With more than 434,000 confirmed cases and more than 10,200 deaths, South Asian nations are on course to overtake the West, where nations have better social security and health care services.

Health experts fear the real numbers of infections and deaths could be much higher given that South Asian governments failed to conduct large-scale testing.

South Asia is home to one-third of the world’s poor, who live in overcrowded and unsanitary urban slums and rural areas with extremely low nutrition levels. Not surprisingly, they have been the most affected by COVID-19.

Migrant workers from other states wait to board trains to their home states at the Secunderabad Railway station in Hyderabad, India, Tuesday, June 9, 2020. India is reopening its restaurants, shopping malls and religious places in most of its states after a more than 2-month-old lockdown even as the country continues to witness a worrying rise in new coronavirus infections. (Credit: Mahesh Kumar A./AP.)

While the rich are a minority in South Asia, they have the privilege of maintaining physical distancing and good hygiene as they live in spacious houses with sufficient rooms, doors and attached toilets. These are nothing less than luxuries for the poor.

Indian Prime Minister Narendra Modi gave 1.3 billion people only four hours’ notice before declaring a nationwide lockdown, putting the lives of millions of poor migrant workers at grave risk. Scores died without food and in road accidents as they trekked hundreds of miles to get home.

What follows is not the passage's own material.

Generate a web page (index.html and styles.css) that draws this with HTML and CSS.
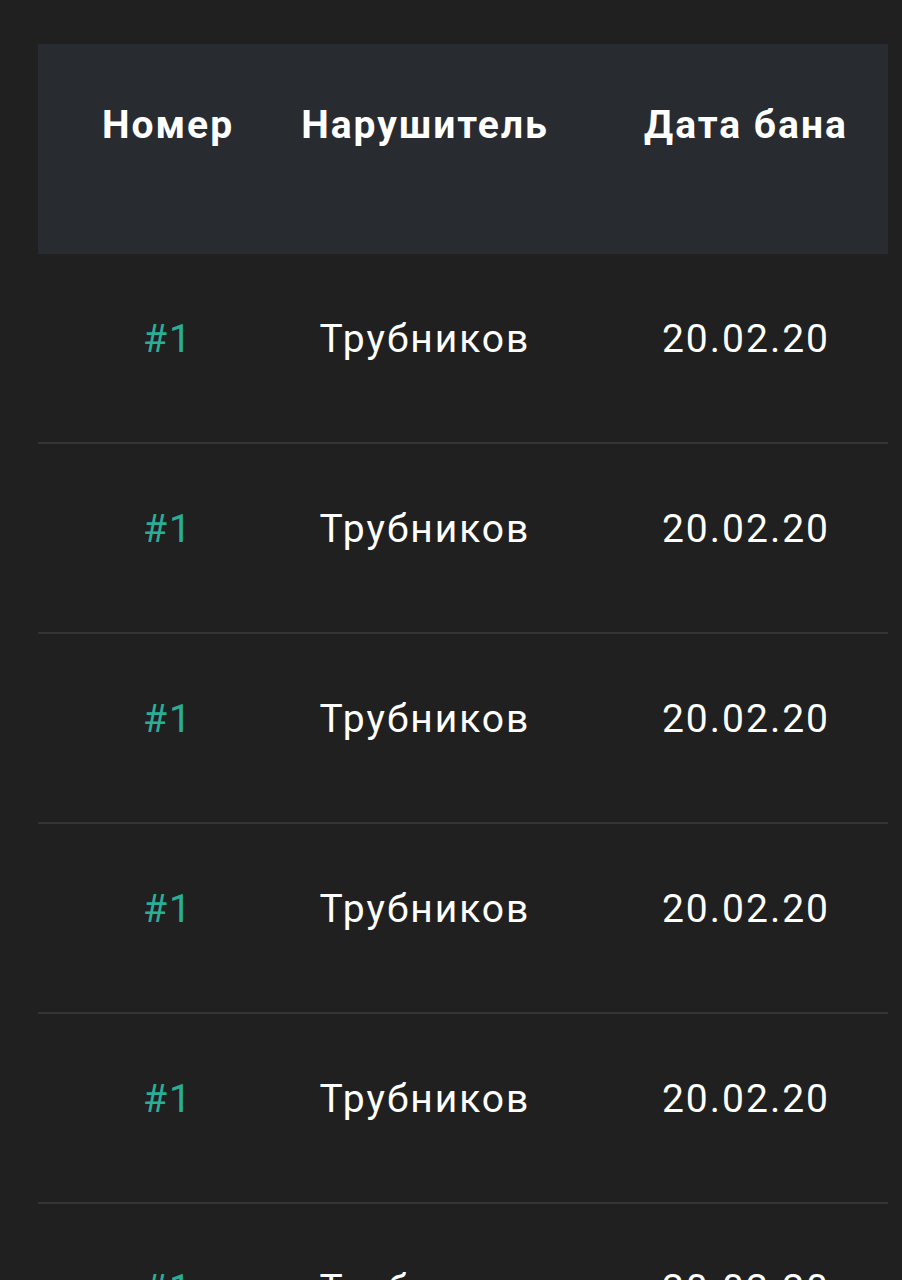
FILE: index.html
```html
<!DOCTYPE html>
<html lang="ru">
<head>
<meta charset="utf-8">
<title>Баны</title>
<link rel="stylesheet" href="styles.css">
</head>
<body>
<div class="table">
  <div class="row head">
    <div class="cell c1">Номер</div>
    <div class="cell c2">Нарушитель</div>
    <div class="cell c3">Дата бана</div>
  </div>
  <div class="row">
    <div class="cell c1 num">#1</div>
    <div class="cell c2">Трубников</div>
    <div class="cell c3">20.02.20</div>
  </div>
  <div class="row">
    <div class="cell c1 num">#1</div>
    <div class="cell c2">Трубников</div>
    <div class="cell c3">20.02.20</div>
  </div>
  <div class="row">
    <div class="cell c1 num">#1</div>
    <div class="cell c2">Трубников</div>
    <div class="cell c3">20.02.20</div>
  </div>
  <div class="row">
    <div class="cell c1 num">#1</div>
    <div class="cell c2">Трубников</div>
    <div class="cell c3">20.02.20</div>
  </div>
  <div class="row">
    <div class="cell c1 num">#1</div>
    <div class="cell c2">Трубников</div>
    <div class="cell c3">20.02.20</div>
  </div>
  <div class="row">
    <div class="cell c1 num">#1</div>
    <div class="cell c2">Трубников</div>
    <div class="cell c3">20.02.20</div>
  </div>
</div>
</body>
</html>
```
FILE: styles.css
```css
html, body {
  margin: 0;
  background: #202020;
  overflow: hidden;
}
body {
  padding: 44px 14px 0 38px;
  font-family: Roboto, "Noto Sans", sans-serif;
  color: #ffffff;
  height: 1280px;
  box-sizing: border-box;
}
.table {
  width: 850px;
}
.row {
  display: grid;
  grid-template-columns: 258px 256px 336px;
  align-items: center;
  height: 190px;
  box-sizing: border-box;
  padding-bottom: 18px;
  border-bottom: 2px solid #353535;
  font-size: 39px;
  letter-spacing: 2px;
}
.row.head {
  height: 210px;
  padding-bottom: 48px;
  border-bottom: none;
  background: #282c31;
  font-weight: 700;
}
.cell {
  text-align: center;
  line-height: 1.2;
  padding-left: 2px;
}
.c3 {
  padding-left: 52px;
}
.num {
  color: #2aae95;
}
```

Some 20 million Indian migrant workers from urban slums with high infection rates traveled back home, and that is how the disease spread all over the country. Bihar, one of India’s poorest states, has traced one-third of COVID-19 cases to returnees from large cities.

India has failed to flatten the curve of the virus despite having a highly applauded and effective coronavirus-slaying model in Kerala state. India has nearly 270,000 coronavirus cases, fifth-worst in the world.

Pakistani Prime Minister Imran Khan stated several times that he considered the lockdown a mistake that would hit the poor hard, yet it was enforced halfheartedly.

A man wearing a protective mask gestures at a crowded market in Karachi, Pakistan, June 8, 2020, during the COVID-19 pandemic. (Credit: Akhtar Soomro/Reuters via CNS.)

Bangladesh did not go for a nationwide lockdown except in some highly infected areas. It sounded odd when the country declared a general holiday from March 26 and it was extended until May 30.

Millions of mostly poor and low-income people thought it was a holiday and left the cities for their villages on crowded public transport, raising the risk of massive community transmission. Shocked and surprised, the government declared a ban on public transport, but it was too late.

Since the pandemic struck in China and the West, Bangladesh failed to halt international flights and thus thousands of expatriate workers returned home and brought the virus with them.

Then, under pressure from businessmen, the government allowed the reopening of garment factories, forcing millions of workers to return to workplaces, which increased the risks of infection.

Sri Lanka was relatively successful with a strict lockdown and registered 1,835 cases and 11 deaths. The pandemic “impacted Sri Lanka’s economy with a fall in earnings from tourism, remittances and outflow of foreign investment,” the central bank noted.

An Indian Air Force helicopter showers flower petals on the staff of INS Asvini hospital in Mumbai, India, Sunday, May 3, 2020. The event was part the Armed Forces’ efforts to thank the workers, including doctors, nurses and police personnel, who have been at the forefront of the country’s battle against the COVID-19 pandemic. (Credit: Rajanish Kakade/AP.)

The World Bank estimates that regional growth will fall to a range of between 1.8 percent and 2.8 percent in 2020, the worst economic performance in 40 years. The average per capita income of eight South Asian nations was about $1,900 in 2018, compared to $9,700 in China.

An economic slump in South Asia means people on the lower rungs will lose work, income and slip further into poverty, and inequality will increase sharply. The region’s rich and elites will continue to thrive when governments cut public spending on vital sectors such as health and education.